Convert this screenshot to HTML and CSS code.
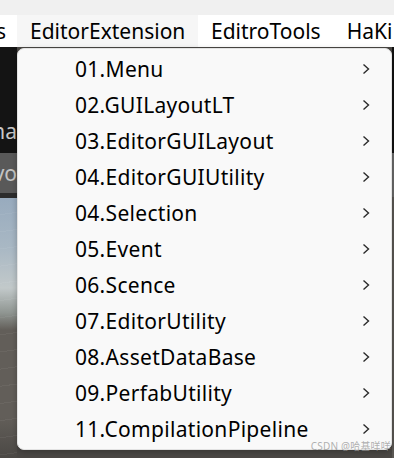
FILE: index.html
```html
<!DOCTYPE html>
<html lang="en">
<head>
    <meta charset="UTF-8">
    <title>Editor Menu</title>
    <link rel="stylesheet" href="styles.css">
</head>
<body>

<div class="titlebar"></div>

<!-- Top menu bar -->
<div class="menubar">
    <span class="bar-item cut"><span>s</span></span>
    <span class="bar-item active">EditorExtension</span>
    <span class="bar-item">EditroTools</span>
    <span class="bar-item">HaKi</span>
</div>

<!-- Editor area behind the popup -->
<div class="workspace">
    <div class="side">
        <div class="side-dark"><span>ma</span></div>
        <div class="side-bar"><span>vo</span></div>
        <div class="side-line"></div>
        <div class="side-scene"></div>
    </div>
    <div class="center"></div>
    <div class="edge"></div>
</div>

<!-- Dropdown menu -->
<div class="dropdown">
    <div class="menu-item"><span>01.Menu</span><svg class="chev" viewBox="0 0 8 12"><polyline points="1.5,1.5 6.5,6 1.5,10.5"/></svg></div>
    <div class="menu-item"><span>02.GUILayoutLT</span><svg class="chev" viewBox="0 0 8 12"><polyline points="1.5,1.5 6.5,6 1.5,10.5"/></svg></div>
    <div class="menu-item"><span>03.EditorGUILayout</span><svg class="chev" viewBox="0 0 8 12"><polyline points="1.5,1.5 6.5,6 1.5,10.5"/></svg></div>
    <div class="menu-item"><span>04.EditorGUIUtility</span><svg class="chev" viewBox="0 0 8 12"><polyline points="1.5,1.5 6.5,6 1.5,10.5"/></svg></div>
    <div class="menu-item"><span>04.Selection</span><svg class="chev" viewBox="0 0 8 12"><polyline points="1.5,1.5 6.5,6 1.5,10.5"/></svg></div>
    <div class="menu-item"><span>05.Event</span><svg class="chev" viewBox="0 0 8 12"><polyline points="1.5,1.5 6.5,6 1.5,10.5"/></svg></div>
    <div class="menu-item"><span>06.Scence</span><svg class="chev" viewBox="0 0 8 12"><polyline points="1.5,1.5 6.5,6 1.5,10.5"/></svg></div>
    <div class="menu-item"><span>07.EditorUtility</span><svg class="chev" viewBox="0 0 8 12"><polyline points="1.5,1.5 6.5,6 1.5,10.5"/></svg></div>
    <div class="menu-item"><span>08.AssetDataBase</span><svg class="chev" viewBox="0 0 8 12"><polyline points="1.5,1.5 6.5,6 1.5,10.5"/></svg></div>
    <div class="menu-item"><span>09.PerfabUtility</span><svg class="chev" viewBox="0 0 8 12"><polyline points="1.5,1.5 6.5,6 1.5,10.5"/></svg></div>
    <div class="menu-item"><span>11.CompilationPipeline</span><svg class="chev" viewBox="0 0 8 12"><polyline points="1.5,1.5 6.5,6 1.5,10.5"/></svg></div>
</div>

<div class="watermark">CSDN @哈基咩咩</div>

</body>
</html>
```

FILE: styles.css
```css
body {
    margin: 0;
    width: 394px;
    height: 458px;
    overflow: hidden;
    position: relative;
    font-family: 'Noto Sans', 'Noto Sans CJK SC', sans-serif;
    background: #4a4744;
}

.titlebar {
    height: 15px;
    background: #f0f0f0;
}

/* Menu bar */
.menubar {
    height: 32px;
    background: #fff;
    display: flex;
    align-items: stretch;
    font-size: 21px;
    color: #000;
    white-space: nowrap;
    overflow: hidden;
}

.bar-item {
    flex-shrink: 0;
    display: flex;
    align-items: center;
    padding: 0 13px;
}

.bar-item.cut {
    width: 17px;
    padding: 0;
    box-sizing: border-box;
    overflow: hidden;
}

.bar-item.cut span {
    margin-left: -4px;
}

.bar-item.active {
    background: #f6f6f6;
    width: 181px;
    box-sizing: border-box;
}

/* Editor background */
.workspace {
    display: flex;
    height: 411px;
}

.side {
    width: 17px;
    display: flex;
    flex-direction: column;
    overflow: hidden;
}

.side-dark {
    height: 106px;
    background: #141414;
    color: #c8c8c8;
    font-size: 21px;
    display: flex;
    align-items: flex-end;
    justify-content: flex-end;
    padding-bottom: 8px;
    box-sizing: border-box;
}

.side-bar {
    height: 40px;
    background: #595959;
    color: #c4c4c4;
    font-size: 21px;
    display: flex;
    align-items: center;
    justify-content: flex-end;
}

.side-line {
    height: 5px;
    background: #2c2c2c;
}

.side-scene {
    flex: 1;
    background:
        repeating-linear-gradient(172deg, transparent 0 16px, rgba(255, 255, 255, 0.05) 16px 17px),
        linear-gradient(#98abbe 0, #a9b8c4 50px, #c2c9ca 90px, #8f9591 115px, #625e59 132px, #625e59 220px, #4b4845 100%);
}

.center {
    flex: 1;
}

.edge {
    width: 2px;
    background: linear-gradient(#111 0, #111 106px, #6a6a6a 106px, #6a6a6a 150px, #5b5854 150px);
}

/* Dropdown popup (overlay) */
.dropdown {
    position: absolute;
    left: 17px;
    top: 48px;
    width: 375px;
    height: 402px;
    box-sizing: border-box;
    padding-top: 2px;
    background: #f9f9f9;
    border: 1px solid #e2e2e2;
    border-radius: 7px;
    box-shadow: 0 2px 6px rgba(0, 0, 0, 0.25);
}

.menu-item {
    height: 36px;
    display: flex;
    align-items: center;
    justify-content: space-between;
    padding-left: 57px;
    padding-right: 21px;
    font-size: 21px;
    letter-spacing: 0.3px;
    color: #000;
}

.chev {
    width: 8px;
    height: 12px;
}

.chev polyline {
    fill: none;
    stroke: #2b2b2b;
    stroke-width: 1.4;
}

.watermark {
    position: absolute;
    right: 3px;
    bottom: 5px;
    font-size: 10px;
    color: rgba(150, 150, 150, 0.75);
    letter-spacing: 0.2px;
}
```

Problem to solve:
Leave the pictures out, and print every line of the listing exactly as written.

Problem solution:
Convert this screenshot to HTML and CSS code.
FILE: index.html
```html
<!DOCTYPE html>
<html lang="en">
<head>
    <meta charset="UTF-8">
    <title>Editor Menu</title>
    <link rel="stylesheet" href="styles.css">
</head>
<body>

<div class="titlebar"></div>

<!-- Top menu bar -->
<div class="menubar">
    <span class="bar-item cut"><span>s</span></span>
    <span class="bar-item active">EditorExtension</span>
    <span class="bar-item">EditroTools</span>
    <span class="bar-item">HaKi</span>
</div>

<!-- Editor area behind the popup -->
<div class="workspace">
    <div class="side">
        <div class="side-dark"><span>ma</span></div>
        <div class="side-bar"><span>vo</span></div>
        <div class="side-line"></div>
        <div class="side-scene"></div>
    </div>
    <div class="center"></div>
    <div class="edge"></div>
</div>

<!-- Dropdown menu -->
<div class="dropdown">
    <div class="menu-item"><span>01.Menu</span><svg class="chev" viewBox="0 0 8 12"><polyline points="1.5,1.5 6.5,6 1.5,10.5"/></svg></div>
    <div class="menu-item"><span>02.GUILayoutLT</span><svg class="chev" viewBox="0 0 8 12"><polyline points="1.5,1.5 6.5,6 1.5,10.5"/></svg></div>
    <div class="menu-item"><span>03.EditorGUILayout</span><svg class="chev" viewBox="0 0 8 12"><polyline points="1.5,1.5 6.5,6 1.5,10.5"/></svg></div>
    <div class="menu-item"><span>04.EditorGUIUtility</span><svg class="chev" viewBox="0 0 8 12"><polyline points="1.5,1.5 6.5,6 1.5,10.5"/></svg></div>
    <div class="menu-item"><span>04.Selection</span><svg class="chev" viewBox="0 0 8 12"><polyline points="1.5,1.5 6.5,6 1.5,10.5"/></svg></div>
    <div class="menu-item"><span>05.Event</span><svg class="chev" viewBox="0 0 8 12"><polyline points="1.5,1.5 6.5,6 1.5,10.5"/></svg></div>
    <div class="menu-item"><span>06.Scence</span><svg class="chev" viewBox="0 0 8 12"><polyline points="1.5,1.5 6.5,6 1.5,10.5"/></svg></div>
    <div class="menu-item"><span>07.EditorUtility</span><svg class="chev" viewBox="0 0 8 12"><polyline points="1.5,1.5 6.5,6 1.5,10.5"/></svg></div>
    <div class="menu-item"><span>08.AssetDataBase</span><svg class="chev" viewBox="0 0 8 12"><polyline points="1.5,1.5 6.5,6 1.5,10.5"/></svg></div>
    <div class="menu-item"><span>09.PerfabUtility</span><svg class="chev" viewBox="0 0 8 12"><polyline points="1.5,1.5 6.5,6 1.5,10.5"/></svg></div>
    <div class="menu-item"><span>11.CompilationPipeline</span><svg class="chev" viewBox="0 0 8 12"><polyline points="1.5,1.5 6.5,6 1.5,10.5"/></svg></div>
</div>

<div class="watermark">CSDN @哈基咩咩</div>

</body>
</html>
```

FILE: styles.css
```css
body {
    margin: 0;
    width: 394px;
    height: 458px;
    overflow: hidden;
    position: relative;
    font-family: 'Noto Sans', 'Noto Sans CJK SC', sans-serif;
    background: #4a4744;
}

.titlebar {
    height: 15px;
    background: #f0f0f0;
}

/* Menu bar */
.menubar {
    height: 32px;
    background: #fff;
    display: flex;
    align-items: stretch;
    font-size: 21px;
    color: #000;
    white-space: nowrap;
    overflow: hidden;
}

.bar-item {
    flex-shrink: 0;
    display: flex;
    align-items: center;
    padding: 0 13px;
}

.bar-item.cut {
    width: 17px;
    padding: 0;
    box-sizing: border-box;
    overflow: hidden;
}

.bar-item.cut span {
    margin-left: -4px;
}

.bar-item.active {
    background: #f6f6f6;
    width: 181px;
    box-sizing: border-box;
}

/* Editor background */
.workspace {
    display: flex;
    height: 411px;
}

.side {
    width: 17px;
    display: flex;
    flex-direction: column;
    overflow: hidden;
}

.side-dark {
    height: 106px;
    background: #141414;
    color: #c8c8c8;
    font-size: 21px;
    display: flex;
    align-items: flex-end;
    justify-content: flex-end;
    padding-bottom: 8px;
    box-sizing: border-box;
}

.side-bar {
    height: 40px;
    background: #595959;
    color: #c4c4c4;
    font-size: 21px;
    display: flex;
    align-items: center;
    justify-content: flex-end;
}

.side-line {
    height: 5px;
    background: #2c2c2c;
}

.side-scene {
    flex: 1;
    background:
        repeating-linear-gradient(172deg, transparent 0 16px, rgba(255, 255, 255, 0.05) 16px 17px),
        linear-gradient(#98abbe 0, #a9b8c4 50px, #c2c9ca 90px, #8f9591 115px, #625e59 132px, #625e59 220px, #4b4845 100%);
}

.center {
    flex: 1;
}

.edge {
    width: 2px;
    background: linear-gradient(#111 0, #111 106px, #6a6a6a 106px, #6a6a6a 150px, #5b5854 150px);
}

/* Dropdown popup (overlay) */
.dropdown {
    position: absolute;
    left: 17px;
    top: 48px;
    width: 375px;
    height: 402px;
    box-sizing: border-box;
    padding-top: 2px;
    background: #f9f9f9;
    border: 1px solid #e2e2e2;
    border-radius: 7px;
    box-shadow: 0 2px 6px rgba(0, 0, 0, 0.25);
}

.menu-item {
    height: 36px;
    display: flex;
    align-items: center;
    justify-content: space-between;
    padding-left: 57px;
    padding-right: 21px;
    font-size: 21px;
    letter-spacing: 0.3px;
    color: #000;
}

.chev {
    width: 8px;
    height: 12px;
}

.chev polyline {
    fill: none;
    stroke: #2b2b2b;
    stroke-width: 1.4;
}

.watermark {
    position: absolute;
    right: 3px;
    bottom: 5px;
    font-size: 10px;
    color: rgba(150, 150, 150, 0.75);
    letter-spacing: 0.2px;
}
```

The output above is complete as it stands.